AFTER STUDYING THE RECORD AND THE PERTINENT REGULATIONS AND INTERSTATE COMMERCE COMMISSION DECISIONS, WE HAVE CONCLUDED THAT THE CARRIER WAS ENTITLED TO A DOORWAY ALLOWANCE IN THE LINE-HAUL COMPENSATION AS ORIGINALLY DETERMINED BY THE TRANSFER CLERK AND PAID TO THE CARRIER. CONVERTING FROM THE "SPACE AUTHORIZED" TO THE "SPACE USED" SYSTEM OF RAILWAY PAY (SEE RAILWAY MAIL PAY, APPLICATIONS OF SOUTHERN AND WESTERN RAILROADS, 302 I.C.C. 609 (1957) (, THE ABOVE QUOTED REGULATIONS PROVIDED THAT VACANT SPACE SHOULD BE LEFT ADJACENT TO A DOOR (DOORWAY) TO FACILITATE THE LOADING AND UNLOADING OF MAIL EN ROUTE AND THAT THE CARRIER SHOULD BE COMPENSATED FOR SUCH SPACE AT THE RATE OF 3 LINEAR FEET WHEN THE CAR IS MORE THAN HALF FULL. THE DOORWAY SPACE APPARENTLY SHOULD BE CONSIDERED "USED SPACE" SINCE RAILROAD EMPLOYEES AND MAIL MUST PASS THROUGH IT IN THE LOADING AND UNLOADING OPERATIONS. IN A MIXED TRAFFIC CAR--- AS WAS THE SEATTLE CAR--- THE INDICATION AT ORIGIN POINT OF RESERVING DOORWAY SPACE FOR GOVERNMENT USE WOULD SERVE TO PRECLUDE ITS POSSIBLE USE BY THE RAILROAD FOR BAGGAGE OR EXPRESS SHIPMENTS, AND EQUIVALENT DOORWAY SPACE PRESUMABLY WOULD HAVE TO BE KEPT CLEAR FOR THE CARRIER'S CONVENIENCE AS WELL AS FOR THE GOVERNMENT-S.

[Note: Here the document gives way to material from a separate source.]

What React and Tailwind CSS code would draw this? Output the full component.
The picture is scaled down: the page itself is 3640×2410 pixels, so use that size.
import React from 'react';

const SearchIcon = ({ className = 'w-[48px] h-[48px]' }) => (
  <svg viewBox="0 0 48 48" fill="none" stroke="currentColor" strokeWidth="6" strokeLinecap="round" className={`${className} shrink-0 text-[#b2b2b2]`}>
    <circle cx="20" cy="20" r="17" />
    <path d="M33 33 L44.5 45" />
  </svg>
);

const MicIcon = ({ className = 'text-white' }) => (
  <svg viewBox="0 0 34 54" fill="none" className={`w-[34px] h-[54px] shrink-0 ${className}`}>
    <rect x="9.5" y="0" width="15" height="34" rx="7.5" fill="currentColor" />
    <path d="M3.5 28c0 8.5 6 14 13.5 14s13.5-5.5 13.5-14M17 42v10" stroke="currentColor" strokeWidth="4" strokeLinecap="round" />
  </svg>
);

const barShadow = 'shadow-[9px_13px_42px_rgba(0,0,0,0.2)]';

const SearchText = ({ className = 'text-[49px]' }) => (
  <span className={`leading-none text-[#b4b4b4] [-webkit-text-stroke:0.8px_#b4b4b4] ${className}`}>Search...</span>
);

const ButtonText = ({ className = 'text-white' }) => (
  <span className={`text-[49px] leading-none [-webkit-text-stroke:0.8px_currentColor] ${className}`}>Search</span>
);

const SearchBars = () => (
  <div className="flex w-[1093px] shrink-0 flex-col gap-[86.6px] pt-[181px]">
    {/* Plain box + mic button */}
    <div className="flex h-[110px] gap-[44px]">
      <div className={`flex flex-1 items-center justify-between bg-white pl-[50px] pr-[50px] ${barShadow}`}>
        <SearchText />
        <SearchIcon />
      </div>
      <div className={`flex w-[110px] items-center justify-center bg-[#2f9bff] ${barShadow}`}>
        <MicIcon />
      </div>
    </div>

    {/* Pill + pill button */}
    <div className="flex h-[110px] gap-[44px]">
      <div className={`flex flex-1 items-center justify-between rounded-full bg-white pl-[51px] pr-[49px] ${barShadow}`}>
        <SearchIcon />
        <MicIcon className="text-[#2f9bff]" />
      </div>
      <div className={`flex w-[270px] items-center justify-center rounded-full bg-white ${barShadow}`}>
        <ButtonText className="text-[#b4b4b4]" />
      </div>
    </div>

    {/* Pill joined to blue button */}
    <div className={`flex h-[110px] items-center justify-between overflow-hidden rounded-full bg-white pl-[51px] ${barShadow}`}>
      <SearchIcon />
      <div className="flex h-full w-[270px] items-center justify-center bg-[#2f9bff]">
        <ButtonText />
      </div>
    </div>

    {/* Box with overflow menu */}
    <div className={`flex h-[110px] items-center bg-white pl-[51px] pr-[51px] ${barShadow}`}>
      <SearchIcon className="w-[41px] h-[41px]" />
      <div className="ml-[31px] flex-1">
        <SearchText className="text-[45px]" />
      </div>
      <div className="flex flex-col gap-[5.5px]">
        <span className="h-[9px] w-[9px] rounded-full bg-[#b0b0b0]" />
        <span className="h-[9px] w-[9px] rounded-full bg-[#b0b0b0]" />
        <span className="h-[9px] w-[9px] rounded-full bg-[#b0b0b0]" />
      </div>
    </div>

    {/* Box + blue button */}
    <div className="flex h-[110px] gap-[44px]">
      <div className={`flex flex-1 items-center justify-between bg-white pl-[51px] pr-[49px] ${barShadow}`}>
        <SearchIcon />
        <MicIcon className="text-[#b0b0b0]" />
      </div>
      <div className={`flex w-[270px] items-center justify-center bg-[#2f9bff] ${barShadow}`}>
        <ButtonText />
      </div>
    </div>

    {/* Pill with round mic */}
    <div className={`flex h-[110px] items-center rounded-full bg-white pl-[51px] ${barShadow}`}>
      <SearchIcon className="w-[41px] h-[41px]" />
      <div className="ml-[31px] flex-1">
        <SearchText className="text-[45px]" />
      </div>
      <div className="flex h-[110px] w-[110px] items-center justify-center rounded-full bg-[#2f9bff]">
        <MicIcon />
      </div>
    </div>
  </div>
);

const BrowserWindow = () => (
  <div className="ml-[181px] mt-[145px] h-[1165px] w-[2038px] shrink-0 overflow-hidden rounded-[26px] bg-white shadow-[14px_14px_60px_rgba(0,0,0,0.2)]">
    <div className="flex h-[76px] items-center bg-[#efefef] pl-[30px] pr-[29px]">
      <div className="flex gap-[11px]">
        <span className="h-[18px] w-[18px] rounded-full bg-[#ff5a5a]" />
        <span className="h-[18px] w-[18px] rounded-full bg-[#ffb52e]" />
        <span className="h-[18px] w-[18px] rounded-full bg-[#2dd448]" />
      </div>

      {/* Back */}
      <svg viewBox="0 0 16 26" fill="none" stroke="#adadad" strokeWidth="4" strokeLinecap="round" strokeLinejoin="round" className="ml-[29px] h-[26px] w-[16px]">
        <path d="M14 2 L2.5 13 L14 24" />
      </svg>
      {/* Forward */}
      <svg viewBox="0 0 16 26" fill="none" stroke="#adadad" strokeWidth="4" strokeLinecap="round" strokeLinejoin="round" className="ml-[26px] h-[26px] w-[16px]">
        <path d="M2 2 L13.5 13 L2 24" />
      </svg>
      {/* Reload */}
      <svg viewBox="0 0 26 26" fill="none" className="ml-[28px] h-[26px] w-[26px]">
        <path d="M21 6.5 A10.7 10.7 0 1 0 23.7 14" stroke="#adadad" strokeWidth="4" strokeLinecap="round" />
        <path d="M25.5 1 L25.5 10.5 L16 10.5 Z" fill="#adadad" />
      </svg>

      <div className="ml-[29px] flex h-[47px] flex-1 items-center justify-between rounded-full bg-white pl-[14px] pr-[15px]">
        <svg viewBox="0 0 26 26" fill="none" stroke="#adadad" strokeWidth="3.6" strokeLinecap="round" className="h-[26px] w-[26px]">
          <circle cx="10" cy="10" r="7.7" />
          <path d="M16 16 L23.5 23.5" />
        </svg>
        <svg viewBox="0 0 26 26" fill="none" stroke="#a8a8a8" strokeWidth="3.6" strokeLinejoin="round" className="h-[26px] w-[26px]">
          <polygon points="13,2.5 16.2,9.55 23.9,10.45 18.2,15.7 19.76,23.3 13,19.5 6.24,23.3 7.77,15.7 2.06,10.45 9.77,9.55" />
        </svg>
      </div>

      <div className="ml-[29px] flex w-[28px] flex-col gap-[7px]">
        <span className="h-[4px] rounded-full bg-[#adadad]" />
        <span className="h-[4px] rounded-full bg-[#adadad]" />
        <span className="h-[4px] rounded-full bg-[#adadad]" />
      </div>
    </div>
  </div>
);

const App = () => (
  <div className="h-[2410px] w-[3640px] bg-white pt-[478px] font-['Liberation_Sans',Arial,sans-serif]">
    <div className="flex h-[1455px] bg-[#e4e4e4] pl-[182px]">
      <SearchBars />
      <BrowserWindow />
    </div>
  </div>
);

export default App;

IN THEORY, WHEN THE TRANSFER CLERK INCLUDED A 3-FOOT DOORWAY ALLOWANCE IN HIS COMPUTATIONS AT CHICAGO--- ON THE ASSUMPTION THAT MAIL WOULD BE ON OR OFF LOADED EN ROUTE TO ST. PAUL--- DOORWAY SPACE HAD BEEN CREATED WHICH DEPRIVED THE RAILROAD OF THE USE OF THIS SPACE FOR ITS OWN PURPOSES. YOUR DEPARTMENT'S RETROACTIVE DETERMINATION THAT DOORWAY SPACE WAS NOT "NECESSARY" ON A PARTICULAR RUN OF THE SEATTLE CAR--- AFTER IT WAS LEARNED THAT NO MAIL HAD BEEN WORKED EN ROUTE--- WOULD NOT ALTER THE FACT THAT SUCH DOORWAY SPACE WAS NOT AVAILABLE FOR OCCUPANCY BY THE RAILROAD'S SHIPMENTS ON SUCH RUN. IN THESE CIRCUMSTANCES, WE FEEL THAT COMPENSATION TO THE CARRIER IS JUSTIFIED IN THE WAY OF A DOORWAY ALLOWANCE. FOR THESE REASONS WE HAVE INSTRUCTED OUR CLAIMS DIVISION TO ISSUE SETTLEMENT MAKING AN APPROPRIATE ALLOWANCE IN LINE-HAUL COMPENSATION.